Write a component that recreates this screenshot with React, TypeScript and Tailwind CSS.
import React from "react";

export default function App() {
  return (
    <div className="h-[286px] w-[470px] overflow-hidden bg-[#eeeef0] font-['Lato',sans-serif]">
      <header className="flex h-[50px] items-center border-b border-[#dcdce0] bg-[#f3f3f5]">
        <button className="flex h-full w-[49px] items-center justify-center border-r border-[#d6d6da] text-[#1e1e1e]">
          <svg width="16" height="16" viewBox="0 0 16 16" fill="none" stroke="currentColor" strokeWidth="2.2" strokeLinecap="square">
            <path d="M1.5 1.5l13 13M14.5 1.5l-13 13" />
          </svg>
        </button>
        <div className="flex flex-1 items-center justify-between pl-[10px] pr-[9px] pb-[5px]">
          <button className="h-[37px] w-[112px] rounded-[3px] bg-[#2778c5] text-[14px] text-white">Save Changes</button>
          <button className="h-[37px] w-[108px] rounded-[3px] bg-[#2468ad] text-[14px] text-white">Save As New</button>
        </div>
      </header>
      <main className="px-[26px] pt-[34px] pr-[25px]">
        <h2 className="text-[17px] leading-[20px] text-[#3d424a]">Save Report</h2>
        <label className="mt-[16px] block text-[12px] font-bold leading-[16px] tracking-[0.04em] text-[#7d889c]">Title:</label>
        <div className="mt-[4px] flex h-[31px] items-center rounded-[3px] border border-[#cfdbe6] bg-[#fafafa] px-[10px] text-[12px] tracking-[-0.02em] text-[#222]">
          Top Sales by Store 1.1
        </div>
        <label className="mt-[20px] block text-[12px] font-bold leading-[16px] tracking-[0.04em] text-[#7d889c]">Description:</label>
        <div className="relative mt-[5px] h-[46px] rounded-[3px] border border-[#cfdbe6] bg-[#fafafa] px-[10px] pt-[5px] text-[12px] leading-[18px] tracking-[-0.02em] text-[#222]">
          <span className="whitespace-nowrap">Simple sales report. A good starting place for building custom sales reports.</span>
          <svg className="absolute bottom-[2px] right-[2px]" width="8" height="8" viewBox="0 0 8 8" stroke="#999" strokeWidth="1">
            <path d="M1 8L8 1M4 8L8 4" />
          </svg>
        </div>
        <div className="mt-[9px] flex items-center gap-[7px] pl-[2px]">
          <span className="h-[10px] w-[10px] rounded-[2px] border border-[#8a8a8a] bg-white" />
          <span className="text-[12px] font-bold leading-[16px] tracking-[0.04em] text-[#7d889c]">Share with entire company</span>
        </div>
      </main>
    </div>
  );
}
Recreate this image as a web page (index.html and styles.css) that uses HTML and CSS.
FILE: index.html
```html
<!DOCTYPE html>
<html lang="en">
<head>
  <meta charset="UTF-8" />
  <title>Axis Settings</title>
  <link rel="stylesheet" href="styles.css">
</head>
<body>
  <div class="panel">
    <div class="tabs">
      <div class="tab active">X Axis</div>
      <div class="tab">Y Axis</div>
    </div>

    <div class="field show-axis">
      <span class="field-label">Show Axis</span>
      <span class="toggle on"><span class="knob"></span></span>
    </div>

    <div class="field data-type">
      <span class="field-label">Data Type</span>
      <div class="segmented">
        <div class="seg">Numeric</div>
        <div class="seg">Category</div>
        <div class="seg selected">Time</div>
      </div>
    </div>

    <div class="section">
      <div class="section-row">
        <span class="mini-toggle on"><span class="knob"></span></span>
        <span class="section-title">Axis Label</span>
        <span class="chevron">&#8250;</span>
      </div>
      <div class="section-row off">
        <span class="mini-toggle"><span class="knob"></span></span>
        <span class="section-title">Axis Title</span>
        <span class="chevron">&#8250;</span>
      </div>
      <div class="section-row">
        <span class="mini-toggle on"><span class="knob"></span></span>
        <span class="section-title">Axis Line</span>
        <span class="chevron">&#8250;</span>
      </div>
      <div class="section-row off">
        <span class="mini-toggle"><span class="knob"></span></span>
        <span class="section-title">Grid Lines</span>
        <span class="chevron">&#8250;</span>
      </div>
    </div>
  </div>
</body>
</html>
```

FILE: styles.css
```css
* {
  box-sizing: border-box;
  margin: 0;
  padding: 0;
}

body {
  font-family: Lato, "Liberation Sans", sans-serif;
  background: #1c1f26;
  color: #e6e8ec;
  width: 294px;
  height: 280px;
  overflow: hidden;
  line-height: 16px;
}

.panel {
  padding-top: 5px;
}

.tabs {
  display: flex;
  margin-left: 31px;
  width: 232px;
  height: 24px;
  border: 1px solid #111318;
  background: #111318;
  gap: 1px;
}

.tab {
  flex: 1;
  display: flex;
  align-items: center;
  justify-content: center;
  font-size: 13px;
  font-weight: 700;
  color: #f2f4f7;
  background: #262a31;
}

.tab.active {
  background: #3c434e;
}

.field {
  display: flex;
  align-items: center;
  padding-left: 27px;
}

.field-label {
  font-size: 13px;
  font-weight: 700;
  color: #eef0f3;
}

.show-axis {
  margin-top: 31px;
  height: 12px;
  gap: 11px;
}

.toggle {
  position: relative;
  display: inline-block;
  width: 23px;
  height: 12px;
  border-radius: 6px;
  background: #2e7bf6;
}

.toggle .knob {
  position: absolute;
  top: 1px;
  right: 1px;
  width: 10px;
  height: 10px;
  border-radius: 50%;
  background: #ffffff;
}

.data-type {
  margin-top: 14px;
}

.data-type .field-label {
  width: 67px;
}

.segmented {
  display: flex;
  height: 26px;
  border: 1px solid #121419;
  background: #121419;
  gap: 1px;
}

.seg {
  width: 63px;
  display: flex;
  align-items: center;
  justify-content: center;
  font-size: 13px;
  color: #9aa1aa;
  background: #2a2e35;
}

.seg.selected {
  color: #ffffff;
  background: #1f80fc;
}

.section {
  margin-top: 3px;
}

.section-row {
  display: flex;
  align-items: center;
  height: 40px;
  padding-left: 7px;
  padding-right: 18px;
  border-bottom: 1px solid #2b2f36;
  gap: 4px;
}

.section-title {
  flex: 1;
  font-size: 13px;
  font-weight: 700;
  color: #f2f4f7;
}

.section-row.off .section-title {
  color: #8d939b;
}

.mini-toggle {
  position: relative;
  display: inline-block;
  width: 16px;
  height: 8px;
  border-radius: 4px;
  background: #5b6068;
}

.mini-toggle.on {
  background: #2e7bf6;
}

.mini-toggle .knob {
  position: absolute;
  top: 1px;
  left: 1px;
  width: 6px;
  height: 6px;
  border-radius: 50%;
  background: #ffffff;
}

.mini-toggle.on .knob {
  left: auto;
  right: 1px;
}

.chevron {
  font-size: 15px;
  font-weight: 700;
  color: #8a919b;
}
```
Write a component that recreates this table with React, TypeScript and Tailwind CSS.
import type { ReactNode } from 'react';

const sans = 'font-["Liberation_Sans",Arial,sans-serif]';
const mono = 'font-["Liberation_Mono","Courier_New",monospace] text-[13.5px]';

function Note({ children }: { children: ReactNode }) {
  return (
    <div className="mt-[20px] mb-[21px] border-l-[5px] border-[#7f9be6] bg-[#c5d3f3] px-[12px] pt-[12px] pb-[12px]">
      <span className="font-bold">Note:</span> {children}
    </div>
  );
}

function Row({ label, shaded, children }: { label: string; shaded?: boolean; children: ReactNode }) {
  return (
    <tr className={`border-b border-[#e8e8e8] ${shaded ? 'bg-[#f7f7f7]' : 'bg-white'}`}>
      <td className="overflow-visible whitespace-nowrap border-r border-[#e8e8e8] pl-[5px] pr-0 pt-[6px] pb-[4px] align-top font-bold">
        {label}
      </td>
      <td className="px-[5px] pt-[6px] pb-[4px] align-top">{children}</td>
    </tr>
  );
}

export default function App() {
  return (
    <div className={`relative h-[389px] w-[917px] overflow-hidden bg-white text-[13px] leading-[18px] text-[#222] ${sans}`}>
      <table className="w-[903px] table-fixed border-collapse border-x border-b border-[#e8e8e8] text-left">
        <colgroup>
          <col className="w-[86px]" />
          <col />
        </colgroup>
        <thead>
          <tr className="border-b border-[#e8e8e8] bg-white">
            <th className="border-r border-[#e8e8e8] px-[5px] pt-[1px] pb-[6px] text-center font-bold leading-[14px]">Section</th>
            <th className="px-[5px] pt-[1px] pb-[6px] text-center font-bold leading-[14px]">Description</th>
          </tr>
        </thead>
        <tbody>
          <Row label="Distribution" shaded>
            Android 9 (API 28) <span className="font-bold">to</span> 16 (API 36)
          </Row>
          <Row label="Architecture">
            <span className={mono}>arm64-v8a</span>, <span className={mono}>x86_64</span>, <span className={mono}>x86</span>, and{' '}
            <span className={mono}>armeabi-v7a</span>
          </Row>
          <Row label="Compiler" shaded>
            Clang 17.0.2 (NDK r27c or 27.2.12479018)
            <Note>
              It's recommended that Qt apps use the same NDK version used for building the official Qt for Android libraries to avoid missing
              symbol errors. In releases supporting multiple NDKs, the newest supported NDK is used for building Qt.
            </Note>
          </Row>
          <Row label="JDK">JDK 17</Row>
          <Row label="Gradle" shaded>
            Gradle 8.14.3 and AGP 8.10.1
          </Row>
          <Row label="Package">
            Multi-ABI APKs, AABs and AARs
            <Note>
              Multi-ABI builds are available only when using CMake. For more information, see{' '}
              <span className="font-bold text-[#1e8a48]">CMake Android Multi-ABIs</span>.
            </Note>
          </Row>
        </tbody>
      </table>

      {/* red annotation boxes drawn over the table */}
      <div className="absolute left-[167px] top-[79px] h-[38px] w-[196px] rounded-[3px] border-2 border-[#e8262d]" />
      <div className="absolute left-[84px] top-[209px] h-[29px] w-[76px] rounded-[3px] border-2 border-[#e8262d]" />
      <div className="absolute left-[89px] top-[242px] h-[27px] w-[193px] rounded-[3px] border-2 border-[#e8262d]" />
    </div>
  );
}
---
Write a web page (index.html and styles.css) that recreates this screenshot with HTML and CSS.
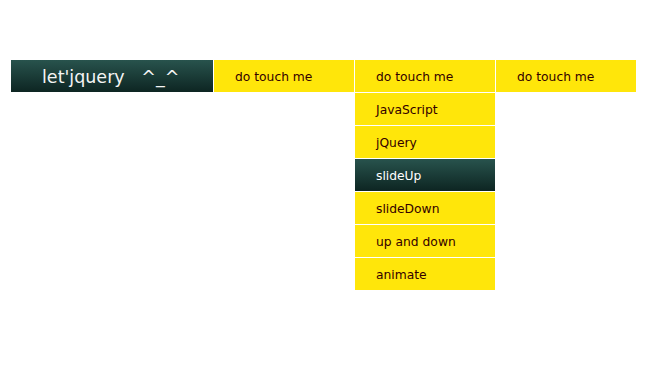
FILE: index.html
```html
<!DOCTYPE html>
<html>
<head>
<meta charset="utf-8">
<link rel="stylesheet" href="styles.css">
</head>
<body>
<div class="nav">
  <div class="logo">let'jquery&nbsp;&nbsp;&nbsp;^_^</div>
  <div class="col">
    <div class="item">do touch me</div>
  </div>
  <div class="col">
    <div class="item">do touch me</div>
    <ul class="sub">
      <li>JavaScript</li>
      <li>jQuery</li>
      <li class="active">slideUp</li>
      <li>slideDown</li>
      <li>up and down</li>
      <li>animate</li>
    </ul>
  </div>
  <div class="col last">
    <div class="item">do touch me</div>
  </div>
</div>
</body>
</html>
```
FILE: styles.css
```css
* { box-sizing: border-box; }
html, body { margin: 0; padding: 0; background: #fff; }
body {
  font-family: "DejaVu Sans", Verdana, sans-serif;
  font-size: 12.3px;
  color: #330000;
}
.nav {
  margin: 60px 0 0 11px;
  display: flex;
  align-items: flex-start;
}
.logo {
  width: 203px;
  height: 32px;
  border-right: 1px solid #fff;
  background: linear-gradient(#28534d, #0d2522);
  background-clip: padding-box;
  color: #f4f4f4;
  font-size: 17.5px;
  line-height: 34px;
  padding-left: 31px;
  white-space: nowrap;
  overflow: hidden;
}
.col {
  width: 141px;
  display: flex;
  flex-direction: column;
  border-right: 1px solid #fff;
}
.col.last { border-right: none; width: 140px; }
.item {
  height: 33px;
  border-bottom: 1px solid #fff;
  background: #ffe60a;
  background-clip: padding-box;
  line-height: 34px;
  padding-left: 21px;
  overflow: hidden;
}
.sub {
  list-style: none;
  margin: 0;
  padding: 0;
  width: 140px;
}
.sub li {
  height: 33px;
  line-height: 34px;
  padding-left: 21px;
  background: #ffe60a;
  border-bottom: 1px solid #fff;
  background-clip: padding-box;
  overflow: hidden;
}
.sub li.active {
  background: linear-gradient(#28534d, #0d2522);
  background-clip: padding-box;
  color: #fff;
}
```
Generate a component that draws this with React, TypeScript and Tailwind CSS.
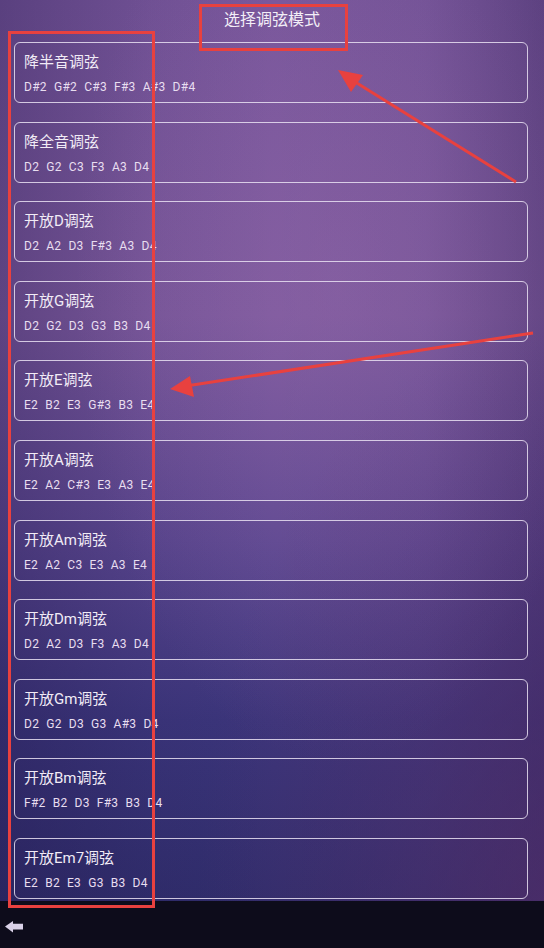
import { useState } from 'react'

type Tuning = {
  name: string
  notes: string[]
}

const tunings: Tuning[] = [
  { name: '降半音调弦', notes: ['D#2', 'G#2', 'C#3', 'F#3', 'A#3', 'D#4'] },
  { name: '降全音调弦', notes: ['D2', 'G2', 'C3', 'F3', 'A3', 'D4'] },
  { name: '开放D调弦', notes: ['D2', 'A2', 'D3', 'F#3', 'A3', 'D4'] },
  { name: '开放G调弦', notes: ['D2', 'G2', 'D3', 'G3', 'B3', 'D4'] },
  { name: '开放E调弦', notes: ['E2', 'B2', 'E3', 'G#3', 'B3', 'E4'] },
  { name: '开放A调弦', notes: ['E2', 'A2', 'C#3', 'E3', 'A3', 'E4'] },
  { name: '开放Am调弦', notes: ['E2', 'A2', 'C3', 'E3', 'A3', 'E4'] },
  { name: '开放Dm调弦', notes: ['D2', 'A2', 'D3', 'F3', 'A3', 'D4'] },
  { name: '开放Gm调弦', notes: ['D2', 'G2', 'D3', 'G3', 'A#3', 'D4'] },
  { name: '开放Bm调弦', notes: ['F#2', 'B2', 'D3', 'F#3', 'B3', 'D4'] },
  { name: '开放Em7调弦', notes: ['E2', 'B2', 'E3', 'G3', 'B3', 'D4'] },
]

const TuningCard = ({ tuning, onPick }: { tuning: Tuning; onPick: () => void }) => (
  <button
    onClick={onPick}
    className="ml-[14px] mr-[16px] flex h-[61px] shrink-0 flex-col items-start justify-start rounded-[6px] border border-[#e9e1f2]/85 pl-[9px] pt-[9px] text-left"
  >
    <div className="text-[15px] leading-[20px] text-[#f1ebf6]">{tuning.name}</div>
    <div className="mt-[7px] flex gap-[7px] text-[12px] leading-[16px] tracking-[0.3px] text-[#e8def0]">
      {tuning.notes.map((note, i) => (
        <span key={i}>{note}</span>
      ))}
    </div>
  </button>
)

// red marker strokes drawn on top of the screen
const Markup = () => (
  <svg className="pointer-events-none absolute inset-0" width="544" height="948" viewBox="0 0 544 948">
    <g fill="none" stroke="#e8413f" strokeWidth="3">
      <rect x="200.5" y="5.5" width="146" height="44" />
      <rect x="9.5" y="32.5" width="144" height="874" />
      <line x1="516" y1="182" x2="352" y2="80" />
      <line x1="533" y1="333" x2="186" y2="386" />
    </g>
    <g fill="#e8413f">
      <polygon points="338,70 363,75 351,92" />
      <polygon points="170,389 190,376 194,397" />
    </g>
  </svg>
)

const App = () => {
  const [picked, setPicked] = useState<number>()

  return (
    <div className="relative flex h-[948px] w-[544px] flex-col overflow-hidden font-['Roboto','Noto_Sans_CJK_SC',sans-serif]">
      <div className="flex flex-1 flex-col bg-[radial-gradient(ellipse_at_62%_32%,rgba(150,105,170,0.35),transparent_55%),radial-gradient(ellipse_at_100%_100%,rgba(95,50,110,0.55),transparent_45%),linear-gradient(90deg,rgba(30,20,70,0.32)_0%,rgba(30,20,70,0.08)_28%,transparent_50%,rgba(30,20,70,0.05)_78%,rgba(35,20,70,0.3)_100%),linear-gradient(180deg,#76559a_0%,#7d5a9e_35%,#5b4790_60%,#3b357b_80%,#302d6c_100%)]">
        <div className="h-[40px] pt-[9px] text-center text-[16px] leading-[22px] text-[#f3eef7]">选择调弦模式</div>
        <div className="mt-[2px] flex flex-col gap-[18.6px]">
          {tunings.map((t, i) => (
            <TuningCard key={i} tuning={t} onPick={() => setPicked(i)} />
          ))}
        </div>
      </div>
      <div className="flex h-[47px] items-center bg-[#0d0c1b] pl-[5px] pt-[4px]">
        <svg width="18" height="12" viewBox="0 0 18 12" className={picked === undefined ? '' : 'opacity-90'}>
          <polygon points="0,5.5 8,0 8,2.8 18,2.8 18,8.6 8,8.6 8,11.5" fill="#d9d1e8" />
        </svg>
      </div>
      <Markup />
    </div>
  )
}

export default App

Short problem:
From the line that contains "Write a component that recreates this screenshot" through the line that contains "import React from", reproduce every line exactly, both end lines included.

Task output:
Write a component that recreates this screenshot with React, TypeScript and Tailwind CSS.
import React from "react";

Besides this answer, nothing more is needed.